>>>
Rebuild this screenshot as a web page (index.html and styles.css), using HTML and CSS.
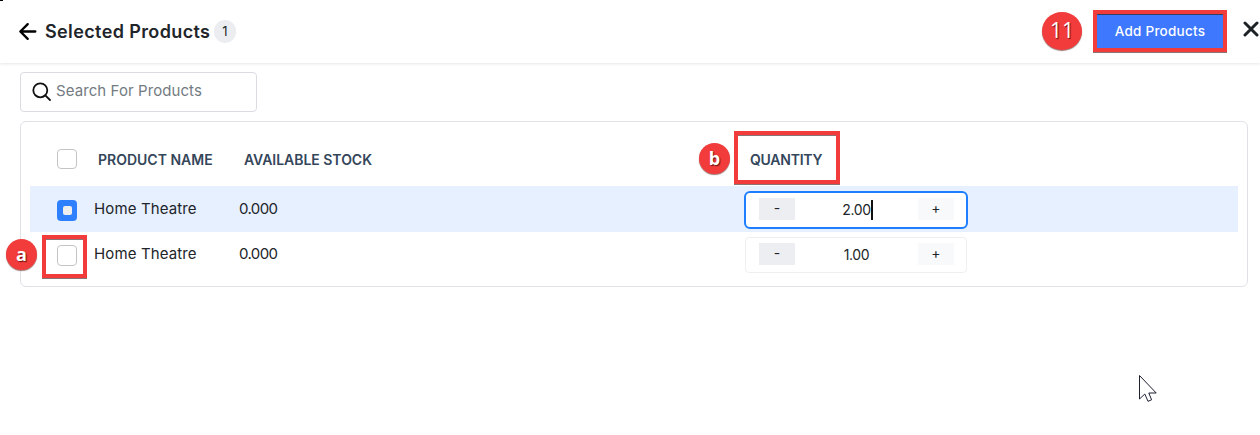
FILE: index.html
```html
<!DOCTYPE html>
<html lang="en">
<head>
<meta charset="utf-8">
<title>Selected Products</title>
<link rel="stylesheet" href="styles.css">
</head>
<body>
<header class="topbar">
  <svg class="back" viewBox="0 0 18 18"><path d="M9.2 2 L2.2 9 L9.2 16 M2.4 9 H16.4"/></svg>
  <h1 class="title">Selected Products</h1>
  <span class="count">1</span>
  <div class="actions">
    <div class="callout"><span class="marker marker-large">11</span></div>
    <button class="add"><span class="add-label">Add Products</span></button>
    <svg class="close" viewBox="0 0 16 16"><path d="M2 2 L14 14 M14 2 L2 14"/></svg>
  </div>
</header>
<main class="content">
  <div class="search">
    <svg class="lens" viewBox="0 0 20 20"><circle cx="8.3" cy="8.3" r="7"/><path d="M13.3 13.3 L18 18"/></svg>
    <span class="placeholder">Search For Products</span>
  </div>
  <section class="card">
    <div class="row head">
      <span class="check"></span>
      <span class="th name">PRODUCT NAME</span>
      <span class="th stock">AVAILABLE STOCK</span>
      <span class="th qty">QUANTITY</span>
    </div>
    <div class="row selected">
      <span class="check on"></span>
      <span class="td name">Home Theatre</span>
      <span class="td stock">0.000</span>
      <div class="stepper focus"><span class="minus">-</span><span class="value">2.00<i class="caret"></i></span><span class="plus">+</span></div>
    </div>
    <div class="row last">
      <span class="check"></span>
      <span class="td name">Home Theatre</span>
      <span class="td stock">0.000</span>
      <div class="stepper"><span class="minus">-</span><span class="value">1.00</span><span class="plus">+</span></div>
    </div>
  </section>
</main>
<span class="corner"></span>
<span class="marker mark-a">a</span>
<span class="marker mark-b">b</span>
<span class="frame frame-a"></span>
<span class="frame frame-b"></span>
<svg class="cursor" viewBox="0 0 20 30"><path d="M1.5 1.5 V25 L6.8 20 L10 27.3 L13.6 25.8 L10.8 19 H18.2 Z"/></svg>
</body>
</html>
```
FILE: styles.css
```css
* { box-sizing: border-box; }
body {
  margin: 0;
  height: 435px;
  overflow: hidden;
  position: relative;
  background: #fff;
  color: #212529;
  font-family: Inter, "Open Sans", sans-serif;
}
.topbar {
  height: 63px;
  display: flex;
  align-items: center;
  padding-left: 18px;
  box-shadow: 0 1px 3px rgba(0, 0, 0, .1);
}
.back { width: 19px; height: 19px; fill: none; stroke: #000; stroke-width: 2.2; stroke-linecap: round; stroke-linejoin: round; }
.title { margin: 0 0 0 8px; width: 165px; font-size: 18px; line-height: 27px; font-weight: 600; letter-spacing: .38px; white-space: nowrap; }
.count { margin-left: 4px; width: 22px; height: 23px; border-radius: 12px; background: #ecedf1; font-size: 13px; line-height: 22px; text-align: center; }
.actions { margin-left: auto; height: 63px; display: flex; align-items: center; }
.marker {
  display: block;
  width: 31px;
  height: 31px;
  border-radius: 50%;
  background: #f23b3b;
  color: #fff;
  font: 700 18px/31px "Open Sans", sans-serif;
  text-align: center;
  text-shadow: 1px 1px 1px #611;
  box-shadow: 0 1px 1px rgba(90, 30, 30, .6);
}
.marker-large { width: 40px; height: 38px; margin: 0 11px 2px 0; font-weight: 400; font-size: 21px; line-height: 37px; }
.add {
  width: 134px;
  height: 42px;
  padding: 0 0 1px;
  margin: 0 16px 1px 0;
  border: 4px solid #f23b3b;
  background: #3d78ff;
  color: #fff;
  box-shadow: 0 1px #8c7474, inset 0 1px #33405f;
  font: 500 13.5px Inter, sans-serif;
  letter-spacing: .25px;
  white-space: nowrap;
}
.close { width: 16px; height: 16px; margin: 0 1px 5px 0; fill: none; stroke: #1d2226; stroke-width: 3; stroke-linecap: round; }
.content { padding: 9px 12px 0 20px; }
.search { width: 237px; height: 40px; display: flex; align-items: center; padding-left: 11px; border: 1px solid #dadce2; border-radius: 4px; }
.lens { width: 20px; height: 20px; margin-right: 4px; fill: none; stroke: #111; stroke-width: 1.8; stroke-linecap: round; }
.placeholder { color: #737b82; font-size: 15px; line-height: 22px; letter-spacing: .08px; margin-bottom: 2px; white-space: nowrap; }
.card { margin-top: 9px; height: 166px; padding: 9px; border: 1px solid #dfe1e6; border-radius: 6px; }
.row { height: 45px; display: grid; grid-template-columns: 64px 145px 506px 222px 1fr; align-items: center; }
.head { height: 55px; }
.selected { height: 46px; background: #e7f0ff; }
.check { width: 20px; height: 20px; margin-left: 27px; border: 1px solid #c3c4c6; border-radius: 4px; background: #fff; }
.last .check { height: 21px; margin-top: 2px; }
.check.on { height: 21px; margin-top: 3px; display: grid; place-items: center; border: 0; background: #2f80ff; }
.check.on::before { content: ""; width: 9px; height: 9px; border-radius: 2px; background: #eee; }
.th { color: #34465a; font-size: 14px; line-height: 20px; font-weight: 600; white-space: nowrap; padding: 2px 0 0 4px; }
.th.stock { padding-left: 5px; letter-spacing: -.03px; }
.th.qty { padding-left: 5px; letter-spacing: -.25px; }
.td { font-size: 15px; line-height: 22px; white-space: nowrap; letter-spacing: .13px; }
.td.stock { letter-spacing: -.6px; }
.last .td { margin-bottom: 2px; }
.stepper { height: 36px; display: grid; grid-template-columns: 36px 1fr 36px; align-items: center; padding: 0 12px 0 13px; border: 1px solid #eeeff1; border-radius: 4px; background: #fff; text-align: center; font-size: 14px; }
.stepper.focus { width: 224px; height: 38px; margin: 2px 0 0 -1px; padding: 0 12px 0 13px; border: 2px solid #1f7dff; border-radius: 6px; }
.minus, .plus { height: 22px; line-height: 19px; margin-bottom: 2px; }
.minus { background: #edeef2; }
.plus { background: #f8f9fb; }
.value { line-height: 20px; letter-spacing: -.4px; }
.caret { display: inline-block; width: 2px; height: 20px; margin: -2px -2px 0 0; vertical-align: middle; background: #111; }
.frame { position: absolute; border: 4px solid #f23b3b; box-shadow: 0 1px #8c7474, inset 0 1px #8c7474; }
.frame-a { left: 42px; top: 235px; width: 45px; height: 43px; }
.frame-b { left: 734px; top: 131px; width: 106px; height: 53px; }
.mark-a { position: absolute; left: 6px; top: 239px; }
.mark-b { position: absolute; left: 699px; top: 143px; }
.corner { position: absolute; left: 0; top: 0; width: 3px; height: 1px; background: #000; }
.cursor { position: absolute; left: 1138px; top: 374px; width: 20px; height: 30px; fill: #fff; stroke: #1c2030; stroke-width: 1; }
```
<<<
#### [THE EXERCISE]
Go through the material above and print all of it exactly, except the pictures.

#### [RESULT]
Rebuild this screenshot as a web page (index.html and styles.css), using HTML and CSS.
FILE: index.html
```html
<!DOCTYPE html>
<html lang="en">
<head>
<meta charset="utf-8">
<title>Selected Products</title>
<link rel="stylesheet" href="styles.css">
</head>
<body>
<header class="topbar">
  <svg class="back" viewBox="0 0 18 18"><path d="M9.2 2 L2.2 9 L9.2 16 M2.4 9 H16.4"/></svg>
  <h1 class="title">Selected Products</h1>
  <span class="count">1</span>
  <div class="actions">
    <div class="callout"><span class="marker marker-large">11</span></div>
    <button class="add"><span class="add-label">Add Products</span></button>
    <svg class="close" viewBox="0 0 16 16"><path d="M2 2 L14 14 M14 2 L2 14"/></svg>
  </div>
</header>
<main class="content">
  <div class="search">
    <svg class="lens" viewBox="0 0 20 20"><circle cx="8.3" cy="8.3" r="7"/><path d="M13.3 13.3 L18 18"/></svg>
    <span class="placeholder">Search For Products</span>
  </div>
  <section class="card">
    <div class="row head">
      <span class="check"></span>
      <span class="th name">PRODUCT NAME</span>
      <span class="th stock">AVAILABLE STOCK</span>
      <span class="th qty">QUANTITY</span>
    </div>
    <div class="row selected">
      <span class="check on"></span>
      <span class="td name">Home Theatre</span>
      <span class="td stock">0.000</span>
      <div class="stepper focus"><span class="minus">-</span><span class="value">2.00<i class="caret"></i></span><span class="plus">+</span></div>
    </div>
    <div class="row last">
      <span class="check"></span>
      <span class="td name">Home Theatre</span>
      <span class="td stock">0.000</span>
      <div class="stepper"><span class="minus">-</span><span class="value">1.00</span><span class="plus">+</span></div>
    </div>
  </section>
</main>
<span class="corner"></span>
<span class="marker mark-a">a</span>
<span class="marker mark-b">b</span>
<span class="frame frame-a"></span>
<span class="frame frame-b"></span>
<svg class="cursor" viewBox="0 0 20 30"><path d="M1.5 1.5 V25 L6.8 20 L10 27.3 L13.6 25.8 L10.8 19 H18.2 Z"/></svg>
</body>
</html>
```
FILE: styles.css
```css
* { box-sizing: border-box; }
body {
  margin: 0;
  height: 435px;
  overflow: hidden;
  position: relative;
  background: #fff;
  color: #212529;
  font-family: Inter, "Open Sans", sans-serif;
}
.topbar {
  height: 63px;
  display: flex;
  align-items: center;
  padding-left: 18px;
  box-shadow: 0 1px 3px rgba(0, 0, 0, .1);
}
.back { width: 19px; height: 19px; fill: none; stroke: #000; stroke-width: 2.2; stroke-linecap: round; stroke-linejoin: round; }
.title { margin: 0 0 0 8px; width: 165px; font-size: 18px; line-height: 27px; font-weight: 600; letter-spacing: .38px; white-space: nowrap; }
.count { margin-left: 4px; width: 22px; height: 23px; border-radius: 12px; background: #ecedf1; font-size: 13px; line-height: 22px; text-align: center; }
.actions { margin-left: auto; height: 63px; display: flex; align-items: center; }
.marker {
  display: block;
  width: 31px;
  height: 31px;
  border-radius: 50%;
  background: #f23b3b;
  color: #fff;
  font: 700 18px/31px "Open Sans", sans-serif;
  text-align: center;
  text-shadow: 1px 1px 1px #611;
  box-shadow: 0 1px 1px rgba(90, 30, 30, .6);
}
.marker-large { width: 40px; height: 38px; margin: 0 11px 2px 0; font-weight: 400; font-size: 21px; line-height: 37px; }
.add {
  width: 134px;
  height: 42px;
  padding: 0 0 1px;
  margin: 0 16px 1px 0;
  border: 4px solid #f23b3b;
  background: #3d78ff;
  color: #fff;
  box-shadow: 0 1px #8c7474, inset 0 1px #33405f;
  font: 500 13.5px Inter, sans-serif;
  letter-spacing: .25px;
  white-space: nowrap;
}
.close { width: 16px; height: 16px; margin: 0 1px 5px 0; fill: none; stroke: #1d2226; stroke-width: 3; stroke-linecap: round; }
.content { padding: 9px 12px 0 20px; }
.search { width: 237px; height: 40px; display: flex; align-items: center; padding-left: 11px; border: 1px solid #dadce2; border-radius: 4px; }
.lens { width: 20px; height: 20px; margin-right: 4px; fill: none; stroke: #111; stroke-width: 1.8; stroke-linecap: round; }
.placeholder { color: #737b82; font-size: 15px; line-height: 22px; letter-spacing: .08px; margin-bottom: 2px; white-space: nowrap; }
.card { margin-top: 9px; height: 166px; padding: 9px; border: 1px solid #dfe1e6; border-radius: 6px; }
.row { height: 45px; display: grid; grid-template-columns: 64px 145px 506px 222px 1fr; align-items: center; }
.head { height: 55px; }
.selected { height: 46px; background: #e7f0ff; }
.check { width: 20px; height: 20px; margin-left: 27px; border: 1px solid #c3c4c6; border-radius: 4px; background: #fff; }
.last .check { height: 21px; margin-top: 2px; }
.check.on { height: 21px; margin-top: 3px; display: grid; place-items: center; border: 0; background: #2f80ff; }
.check.on::before { content: ""; width: 9px; height: 9px; border-radius: 2px; background: #eee; }
.th { color: #34465a; font-size: 14px; line-height: 20px; font-weight: 600; white-space: nowrap; padding: 2px 0 0 4px; }
.th.stock { padding-left: 5px; letter-spacing: -.03px; }
.th.qty { padding-left: 5px; letter-spacing: -.25px; }
.td { font-size: 15px; line-height: 22px; white-space: nowrap; letter-spacing: .13px; }
.td.stock { letter-spacing: -.6px; }
.last .td { margin-bottom: 2px; }
.stepper { height: 36px; display: grid; grid-template-columns: 36px 1fr 36px; align-items: center; padding: 0 12px 0 13px; border: 1px solid #eeeff1; border-radius: 4px; background: #fff; text-align: center; font-size: 14px; }
.stepper.focus { width: 224px; height: 38px; margin: 2px 0 0 -1px; padding: 0 12px 0 13px; border: 2px solid #1f7dff; border-radius: 6px; }
.minus, .plus { height: 22px; line-height: 19px; margin-bottom: 2px; }
.minus { background: #edeef2; }
.plus { background: #f8f9fb; }
.value { line-height: 20px; letter-spacing: -.4px; }
.caret { display: inline-block; width: 2px; height: 20px; margin: -2px -2px 0 0; vertical-align: middle; background: #111; }
.frame { position: absolute; border: 4px solid #f23b3b; box-shadow: 0 1px #8c7474, inset 0 1px #8c7474; }
.frame-a { left: 42px; top: 235px; width: 45px; height: 43px; }
.frame-b { left: 734px; top: 131px; width: 106px; height: 53px; }
.mark-a { position: absolute; left: 6px; top: 239px; }
.mark-b { position: absolute; left: 699px; top: 143px; }
.corner { position: absolute; left: 0; top: 0; width: 3px; height: 1px; background: #000; }
.cursor { position: absolute; left: 1138px; top: 374px; width: 20px; height: 30px; fill: #fff; stroke: #1c2030; stroke-width: 1; }
```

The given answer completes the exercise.